Voluntary organizations are different. They are unelected, though their members will often elect their leadership. When they begin to involve themselves in matters more appropriately left to the political arm, liberty is threatened at the local level.

For this reason, local government needs to be maintained and sustained by local communities and by higher levels of government. When the union workers, or the Optimists, or the Catholic Aid Society, or any other voluntary organization asserts its power to govern instead of appealing to the governors, society is, in varying degrees, placed at risk.

This reflection may point to the most nefarious influence of collectivism and to the fatal flaw in conventional “conservatism.” First, collectivism, as practiced by both parties in American politics under the almost triumphant influence of Progressivism in both politics and pedagogy, has drawn the decision making power away from communities and cities and towns upward into states and federal governments.

How much decision making authority does the local alderman really have? You know who you voted for for president. Do you know who you voted for for alderman or even mayor?

The fatal flaw in conventional “conservatism” may be rooted in sloppy use of English. Everywhere I look, when I read the conservative approaches, they all talk about “limited” government.

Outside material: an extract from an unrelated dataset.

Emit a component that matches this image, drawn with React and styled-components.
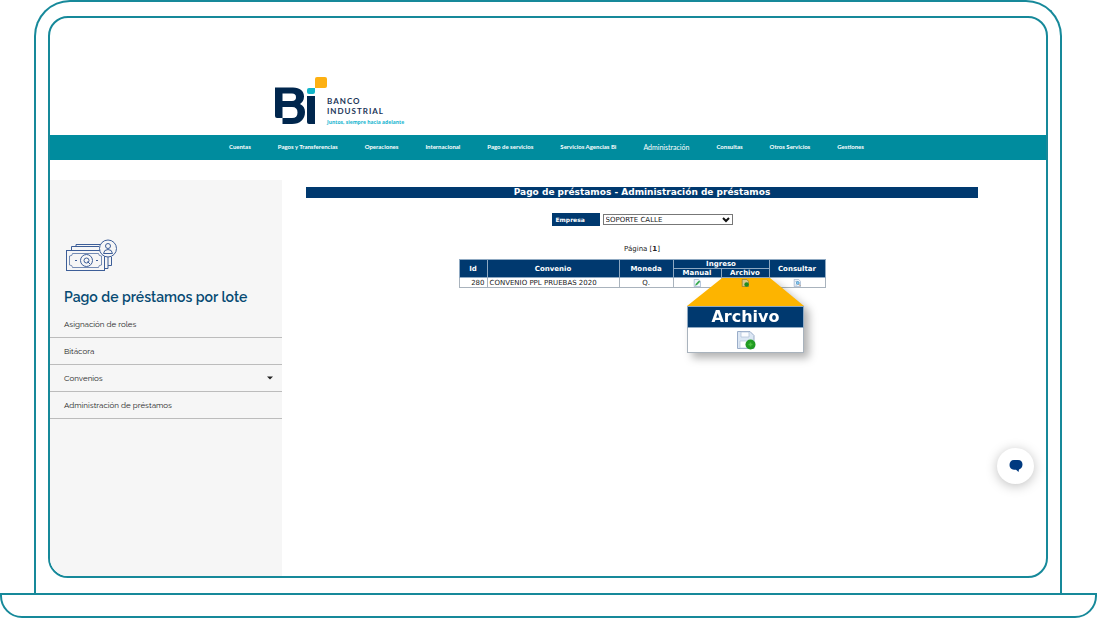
import React from 'react'
import styled, { createGlobalStyle } from 'styled-components'

const teal = '#008c9e'
const frame = '#16899a'
const navy = '#00396f'
const verdana = "Verdana, 'DejaVu Sans', sans-serif"

const GlobalStyle = createGlobalStyle`
  * {
    box-sizing: border-box;
  }
  body {
    margin: 0;
    background: #fff;
    font-family: Raleway, Lato, sans-serif;
  }
`

const Laptop = styled.div`
  min-height: 100vh;
  display: flex;
  flex-direction: column;
`

const Lid = styled.div`
  flex: 1;
  display: flex;
  margin: 0 35px 0 34px;
  padding: 14px 12px 15px;
  border: 2px solid ${frame};
  border-bottom: 0;
  border-radius: 36px 36px 0 0;
`

const Base = styled.div`
  height: 25px;
  border: 2px solid ${frame};
  border-radius: 0 0 22px 22px;
`

const Screen = styled.div`
  position: relative;
  flex: 1;
  display: flex;
  flex-direction: column;
  overflow: hidden;
  border: 2px solid ${frame};
  border-radius: 20px;
`

const Header = styled.header`
  display: flex;
  align-items: flex-start;
  height: 117px;
  padding: 58px 0 0 224px;
`

const Brand = styled.div`
  display: flex;
  flex-direction: column;
  padding-top: 20px;
  font-family: Lato, sans-serif;
  font-size: 8px;
  line-height: 10px;
  font-weight: bold;
  letter-spacing: 1px;
  color: #1b3558;
`

const Tagline = styled.span`
  padding-top: 3px;
  font-family: 'Open Sans', sans-serif;
  font-size: 5px;
  line-height: 6px;
  letter-spacing: normal;
  color: #19b5cf;
`

const Menu = styled.nav`
  display: flex;
  align-items: center;
  gap: 27px;
  height: 25px;
  padding: 0 0 2px 179px;
  background: ${teal};
`

const MenuLink = styled.a`
  font-family: Lato, sans-serif;
  font-size: ${props => (props.$active ? 7 : 6)}px;
  line-height: 8px;
  font-weight: ${props => (props.$active ? 'normal' : 'bold')};
  white-space: nowrap;
  color: #fff;
  text-decoration: none;
`

const Content = styled.div`
  flex: 1;
  display: flex;
`

const Sidebar = styled.aside`
  width: 232px;
  margin-top: 20px;
  padding-top: 59px;
  background: #f6f6f6;
`

const SideIcon = styled.svg`
  display: block;
  margin-left: 16px;
`

const SideTitle = styled.h1`
  margin: 14px 0 4px;
  padding-left: 14px;
  font-size: 14px;
  line-height: 20px;
  font-weight: 600;
  color: #064a73;
`

const SideItem = styled.a`
  display: flex;
  align-items: center;
  justify-content: space-between;
  width: 100%;
  height: 27px;
  padding: 0 9px 0 14px;
  border: 0;
  border-bottom: 1px solid #bcbcbc;
  background: none;
  font-family: inherit;
  font-size: 8px;
  color: #222;
  text-decoration: none;
`

const Main = styled.main`
  flex: 1;
  display: flex;
  flex-direction: column;
  align-items: center;
  padding: 27px 68px 0 24px;
  font-family: ${verdana};
  font-size: 7px;
  color: #222;
`

const Title = styled.h2`
  align-self: stretch;
  margin: 0 0 15px;
  font-size: 9px;
  line-height: 11px;
  text-align: center;
  color: #fff;
  background: ${navy};
`

const Field = styled.div`
  display: flex;
  align-items: center;
  gap: 3px;
`

const FieldLabel = styled.label`
  width: 48px;
  padding-left: 4px;
  font-size: 6px;
  line-height: 13px;
  font-weight: bold;
  color: #fff;
  background: ${navy};
`

const SelectBox = styled.div`
  display: grid;
  align-items: center;
  width: 130px;

  > * {
    grid-area: 1 / 1;
  }
  svg {
    justify-self: end;
    margin-right: 3px;
    pointer-events: none;
  }
`

const Select = styled.select`
  appearance: none;
  width: 100%;
  height: 11px;
  padding: 1px 2px 0;
  border: 1px solid #777;
  border-radius: 0;
  background: #fff;
  font-family: ${verdana};
  font-size: 7px;
  line-height: 8px;
  color: #222;
`

const Pager = styled.p`
  margin: 18px 0 5px;
  line-height: 10px;
`

const Table = styled.table`
  width: 366px;
  table-layout: fixed;
  border-collapse: collapse;
  line-height: 8px;
`

const Th = styled.th`
  padding: 0;
  border: 1px solid #8fa9c2;
  color: #fff;
  background: ${navy};
`

const Td = styled.td`
  position: relative;
  height: 10px;
  padding: 0 2px;
  border: 1px solid #a9b3bd;
  text-align: ${props => props.$align || 'center'};
  white-space: nowrap;
`

const IconButton = styled.button`
  position: relative;
  z-index: 2;
  display: block;
  margin: 0 auto;
  padding: 0;
  border: 0;
  background: none;

  svg {
    display: block;
  }
`

/* magnified view that hangs from the Archivo cell */
const Callout = styled.div`
  position: absolute;
  z-index: 1;
  top: 0;
  left: 50%;
  width: 117px;
  margin-left: -58px;
  filter: drop-shadow(5px 5px 4px rgba(0, 0, 0, 0.3));
`

const Beam = styled.div`
  height: 28px;
  background: #fdb400;
  clip-path: polygon(30% 0, 71% 0, 100% 100%, 0 100%);
`

const CalloutHead = styled.div`
  border: 1px solid #8fa9c2;
  font-size: 16px;
  line-height: 20px;
  font-weight: bold;
  text-align: center;
  color: #fff;
  background: ${navy};
`

const CalloutBody = styled.div`
  display: flex;
  justify-content: center;
  padding: 2px 0;
  border: 1px solid #a9b3bd;
  border-top: 0;
  background: #fff;
`

const ChatButton = styled.button`
  position: absolute;
  right: 12px;
  bottom: 92px;
  display: flex;
  align-items: center;
  justify-content: center;
  width: 37px;
  height: 36px;
  padding: 0;
  border: 0;
  border-radius: 50%;
  background: #fff;
  box-shadow: 0 2px 12px rgba(0, 0, 0, 0.25);
`

const Logo = () => (
  <svg width="53" height="50" viewBox="0 0 53 50" aria-label="Bi">
    <path
      fill="#00264d"
      fillRule="evenodd"
      d="M1 11.500H19C26 11.500 30 15 30 20.500C30 24.500 28 26.500 26 28C29.500 29.500 31 32.500 31 36C31 43.500 26 48 18 48H8.500V42H3Q1 42 1 40ZM8.500 17.500V25H18Q22 25 22 21.200Q22 17.500 18 17.500ZM8.500 31V42H18Q23.500 42 23.500 36.500Q23.500 31 18 31Z"
    />
    <path fill="#00264d" d="M33 20H41V48H35Q33 48 33 46Z" />
    <path fill="#12b5c9" d="M33 14Q33 12 35 12H41V16Q41 18 39 18H35Q33 18 33 16Z" />
    <path fill="#fdb012" d="M41 3Q41 1 43 1H51Q53 1 53 3V10Q53 12 51 12H41Z" />
  </svg>
)

const NotesIcon = () => (
  <SideIcon width="52" height="34" viewBox="0 0 52 34" fill="none" stroke="#3d5e98" strokeWidth="1" aria-hidden="true">
    <path d="M5.500 11V7.500H33M10 7.500V5.500H34M42 17V29.500H39" />
    <path d="M45.500 18V26.500H42" />
    <rect x="0.500" y="11.500" width="38" height="20" />
    <path d="M3.500 17Q6.500 17 6.500 14.500H32.500Q32.500 17 35.500 17V26Q32.500 26 32.500 28.500H6.500Q6.500 26 3.500 26Z" strokeWidth="0.700" />
    <circle cx="20.500" cy="21.500" r="6" />
    <circle cx="20.500" cy="21.500" r="2.500" />
    <path d="M21.500 22.500L24 25M9 21.500H11M30 21.500H32" />
    <circle cx="42" cy="9.500" r="8.500" fill="#f6f6f6" />
    <circle cx="42" cy="7" r="2.500" />
    <path d="M37.500 14.500Q38 10.500 42 10.500T46.500 14.500Z" />
  </SideIcon>
)

const Sheet = () => (
  <path d="M1.500 0.500H7L9.500 3V9.500H1.500Z" fill="#f0f6fc" stroke="#8ba4c4" strokeWidth="0.800" />
)

const EditIcon = () => (
  <svg width="8" height="8" viewBox="0 0 10 10">
    <Sheet />
    <path d="M2.500 8.500L3.500 6L7.500 2L9 3.500L5 7.500Z" fill="#35a94c" />
  </svg>
)

const UploadIcon = () => (
  <svg width="8" height="8" viewBox="0 0 10 10">
    <path d="M1.500 0.500H7L9.500 3V9.500H1.500Z" fill="#d8c98b" stroke="#806f34" strokeWidth="0.800" />
    <circle cx="7" cy="7" r="2.800" fill="#218a20" />
  </svg>
)

const ViewIcon = () => (
  <svg width="8" height="8" viewBox="0 0 10 10">
    <Sheet />
    <path d="M3 3H6M3 7.500H5" stroke="#9cb2cc" />
    <circle cx="6" cy="5" r="1.800" fill="#8bd0f2" stroke="#3f86bd" strokeWidth="0.800" />
    <path d="M7.300 6.500L9 8.500" stroke="#b66b35" />
  </svg>
)

const BigUploadIcon = () => (
  <svg width="20" height="20" viewBox="0 0 20 20">
    <path d="M1.500 1.500H14L18 5.500V18.500H1.500Z" fill="#dce7f4" stroke="#9aadc9" />
    <path d="M5 2H13V7H5Z" fill="#fafcff" stroke="#adbdd4" strokeWidth="0.700" />
    <path d="M4 11H15V18H4Z" fill="#fff" stroke="#b7c7da" strokeWidth="0.700" />
    <circle cx="14.500" cy="14.500" r="5" fill="#219b22" />
    <path d="M14.500 12.500V16.500M12.500 14.500H16.500" stroke="#4cc040" strokeWidth="1.500" />
  </svg>
)

const menu = [
  'Cuentas',
  'Pagos y Transferencias',
  'Operaciones',
  'Internacional',
  'Pago de servicios',
  'Servicios Agencias Bi',
  'Administración',
  'Consultas',
  'Otros Servicios',
  'Gestiones',
]

const App = () => (
  <>
    <GlobalStyle />
    <Laptop>
      <Lid>
        <Screen>
          <Header>
            <Logo />
            <Brand>
              <span>BANCO</span>
              <span>INDUSTRIAL</span>
              <Tagline>Juntos, siempre hacia adelante</Tagline>
            </Brand>
          </Header>
          <Menu>
            {menu.map(item => (
              <MenuLink key={item} href="#" $active={item === 'Administración'}>
                {item}
              </MenuLink>
            ))}
          </Menu>
          <Content>
            <Sidebar>
              <NotesIcon />
              <SideTitle>Pago de préstamos por lote</SideTitle>
              <SideItem href="#">Asignación de roles</SideItem>
              <SideItem href="#">Bitácora</SideItem>
              <SideItem as="button" type="button">
                Convenios
                <svg width="6" height="4" viewBox="0 0 6 4" aria-hidden="true">
                  <path d="M0 0.500H6L3 3.500Z" fill="#222" />
                </svg>
              </SideItem>
              <SideItem href="#">Administración de préstamos</SideItem>
            </Sidebar>
            <Main>
              <Title>Pago de préstamos - Administración de préstamos</Title>
              <Field>
                <FieldLabel htmlFor="empresa">Empresa</FieldLabel>
                <SelectBox>
                  <Select id="empresa">
                    <option>SOPORTE CALLE</option>
                  </Select>
                  <svg width="8" height="6" viewBox="0 0 8 6" aria-hidden="true">
                    <path d="M1 1L4 4L7 1" fill="none" stroke="#111" strokeWidth="2" />
                  </svg>
                </SelectBox>
              </Field>
              <Pager>
                Página [<b>1</b>]
              </Pager>
              <Table>
                <colgroup>
                  <col width="28" />
                  <col width="132" />
                  <col width="54" />
                  <col width="48" />
                  <col width="48" />
                  <col width="56" />
                </colgroup>
                <thead>
                  <tr>
                    <Th rowSpan="2">Id</Th>
                    <Th rowSpan="2">Convenio</Th>
                    <Th rowSpan="2">Moneda</Th>
                    <Th colSpan="2">Ingreso</Th>
                    <Th rowSpan="2">Consultar</Th>
                  </tr>
                  <tr>
                    <Th>Manual</Th>
                    <Th>Archivo</Th>
                  </tr>
                </thead>
                <tbody>
                  <tr>
                    <Td $align="right">280</Td>
                    <Td $align="left">CONVENIO PPL PRUEBAS 2020</Td>
                    <Td>Q.</Td>
                    <Td>
                      <IconButton aria-label="Manual"><EditIcon /></IconButton>
                    </Td>
                    <Td>
                      <IconButton aria-label="Archivo"><UploadIcon /></IconButton>
                      <Callout>
                        <Beam />
                        <CalloutHead>Archivo</CalloutHead>
                        <CalloutBody><BigUploadIcon /></CalloutBody>
                      </Callout>
                    </Td>
                    <Td>
                      <IconButton aria-label="Consultar"><ViewIcon /></IconButton>
                    </Td>
                  </tr>
                </tbody>
              </Table>
            </Main>
          </Content>
          <ChatButton aria-label="Chat">
            <svg width="14" height="12" viewBox="0 0 14 12">
              <path d="M5 0H9C12 0 13.500 2 13.500 4.500C13.500 7 12 9 10 9.500L9.500 12L7 9.800H5C2 9.500 0.500 7.500 0.500 5C0.500 2 2 0 5 0Z" fill="#003a80" />
            </svg>
          </ChatButton>
        </Screen>
      </Lid>
      <Base />
    </Laptop>
  </>
)

export default App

Like every other political buzzword, this one is not actionable for the simple reason that it has not been understood or even thought much about.

The standard comeback of the liberal argues that conservatives want limited government except when it enforces their morality or goes to war. Then they want big government.

Both are right. We alternate between two parties that want the federal government expanded in complementary areas. As a result, it grows, regardless of the party in power.

Here, I think, may be at least part of the explanation: when a “conservative” says “limited government” he seems often to be expressing a bad attitude toward government, expressed in the phrase “necessary evil.”

As one who believes that “of the increase of [Christ’s] government there shall be no end,” and prays every day that His kingdom will come, and who recognizes that even angels are ordered in a celestial hierarchy, it is difficult for me to understand how Christians can possibly believe in government as a “necessary evil.”

On the contrary, government, understood as what it is instead of a word with connotations, is a natural and a supernatural good.

If you think of it as an evil, then you necessarily want to limit it for the sake of limiting it.

But to do so is to take an ax to a body to remove a sliver. Government should be limited, not for the sake of limiting it, but as a result of defining it. The difference is not slight.

The constitution does not merely limit our government so we can talk about how small it is. It limits it BY defining its role.

When people think government is an evil that should be limited, they come to see it as beneath their dignity to involve themselves in it.

Since so many conservatives think of government as an evil, they don’t get involved, not even at the local level. Consequently, people who love government as a means, not to manage affairs in a local community but as a means to “change the world” and all that sort of adolescent rubbish, get involved in politics.

And here’s the resulting irony: such a government gets involved in everything, undefined and unrestrained precisely because the local community doesn’t want to govern itself.

The real difference between the progressive and the conservative is that the progressive wants expansive and virtually unlimited government at the highest levels (which is why they have a tendency toward symbolic gestures) while the conservative wants a vigorous and defined local government that involves as much of the community as possible in decision making.

So if we want a nation of limited government, then we need more people involved in government at the local level, representing the interests of the local community close to home.

Since this responsibility has been abdicated to ever higher levels of government, we are now under the unbearable weight of a federal government that cannot possibly make wise decisions about local affairs.

Under such an expansive and intrusive federal government, you can expect two things: local governments become irrelevant and voluntary organizations expand.

Tea Parties are fun, but I’d like to know how many participants are involved in local government. Not everybody should be, but everybody who is called to it must be.